Q: How much do you want to know about the person submitting to you?

A: We include a bio in the issue that allows submitters to offer links or previous publication, but during the selection process, the bio does not matter.

Q: If you publish writing, how much of a piece do you read before making the decision to reject it?

A: In the first stages, I do not read every single piece to the end. It's impossible, time-wise. Once the first round or two is over and the genre editors have had their say, I start to dive in further. Of course, in the last round, I've read everything at least two or three times straight through.

Q: What additional evaluations, if any, does a piece go through before it is accepted?

A: Some pieces go to a general genre editor for additional feedback if we're on the fence about it.

Q: What is a day in the life of an editor like for you?

A: Each genre editor and I read through submissions on a rolling basis, and no day is the same since we are all also professors in the English department with full teaching loads. Sometimes I read a little every day as submissions roll in, and other times I leave chunks at a time for review.

Q: How important do you feel it is for publishers to embrace modern technologies?

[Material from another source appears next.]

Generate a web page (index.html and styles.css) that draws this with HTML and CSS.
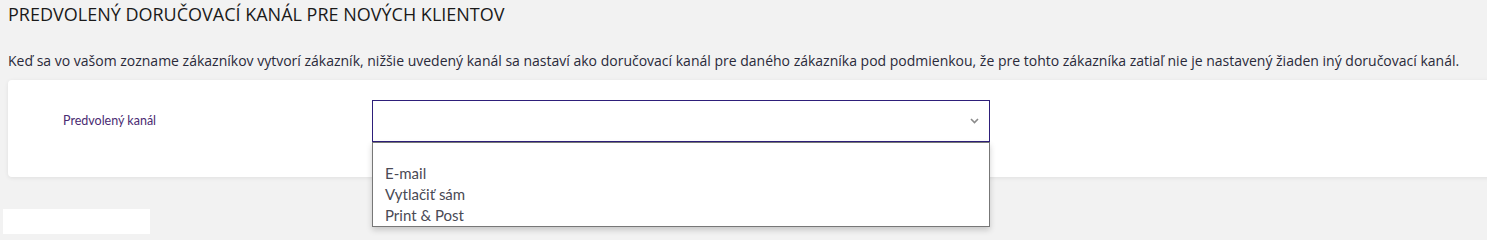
FILE: index.html
```html
<!DOCTYPE html>
<html lang="sk">
<head>
<meta charset="utf-8">
<link rel="stylesheet" href="styles.css">
</head>
<body>
<h1 class="title">PREDVOLENÝ DORUČOVACÍ KANÁL PRE NOVÝCH KLIENTOV</h1>
<p class="desc">Keď sa vo vašom zozname zákazníkov vytvorí zákazník, nižšie uvedený kanál sa nastaví ako doručovací kanál pre daného zákazníka pod podmienkou, že pre tohto zákazníka zatiaľ nie je nastavený žiaden iný doručovací kanál.</p>
<div class="card">
  <label class="label">Predvolený kanál</label>
  <div class="select-wrap">
    <div class="select">
      <svg class="chev" width="9" height="6" viewBox="0 0 9 6"><path d="M1 1 L4.5 4.5 L8 1" fill="none" stroke="#8a8a8a" stroke-width="1.6"/></svg>
    </div>
    <ul class="menu">
      <li>E-mail</li>
      <li>Vytlačiť sám</li>
      <li>Print &amp; Post</li>
    </ul>
  </div>
</div>
<div class="blank"></div>
</body>
</html>
```
FILE: styles.css
```css
html, body {
  margin: 0;
  padding: 0;
  background: #f2f2f2;
  height: 240px;
  overflow: hidden;
}
body {
  font-family: "Open Sans", "Liberation Sans", sans-serif;
  color: #222;
}
.title {
  margin: 0;
  padding: 2px 0 0 8px;
  font-size: 18px;
  font-weight: 400;
  line-height: 24px;
  color: #1a1a1a;
}
.desc {
  margin: 0;
  padding: 25px 0 0 8px;
  font-size: 14px;
  line-height: 19px;
  color: #2a2a3a;
  white-space: nowrap;
}
.card {
  margin: 10px 0 0 8px;
  width: 1500px;
  height: 97px;
  background: #fff;
  border-radius: 4px;
  box-shadow: 0 1px 4px rgba(0,0,0,0.08);
  display: flex;
  align-items: flex-start;
  box-sizing: border-box;
  padding: 20px 0 0 55px;
}
.label {
  font-family: "Lato", "Noto Sans", sans-serif;
  font-size: 12.5px;
  color: #4a2b72;
  width: 309px;
  line-height: 42px;
  flex: none;
}
.select-wrap {
  position: relative;
  width: 618px;
}
.select {
  height: 42px;
  box-sizing: border-box;
  border: 1px solid #2e1f7a;
  background: #fff;
  display: flex;
  align-items: center;
  justify-content: flex-end;
  padding-right: 10px;
}
.chev { display: block; }
.menu {
  position: absolute;
  left: 0;
  top: 42px;
  width: 618px;
  height: 85px;
  box-sizing: border-box;
  margin: 0;
  list-style: none;
  padding: 20px 0 0 12px;
  background: #fff;
  border: 1px solid #777;
  box-shadow: 0 3px 6px rgba(0,0,0,0.18);
  font-family: "Lato", "Noto Sans", sans-serif;
  font-size: 15px;
  line-height: 21px;
  color: #4a4a55;
  z-index: 2;
}
.blank {
  margin: 32px 0 0 3px;
  width: 147px;
  height: 25px;
  background: #fff;
}
```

A: Embracing online submissions is highly important--it's the first change I made when I became Editor-in-chief. All that paper and postage is not necessary if you, as a publisher, have the technology at hand. Print issues versus online issues is a trickier topic. I like the idea of having electronic versions of journals online, but there's something about the feel of a hard copy journal, the smell of the pages, that keeps me in the tradition of a print run. We are working towards having both a hard copy version plus a sample of each issue online for a nice balance between progress and tradition.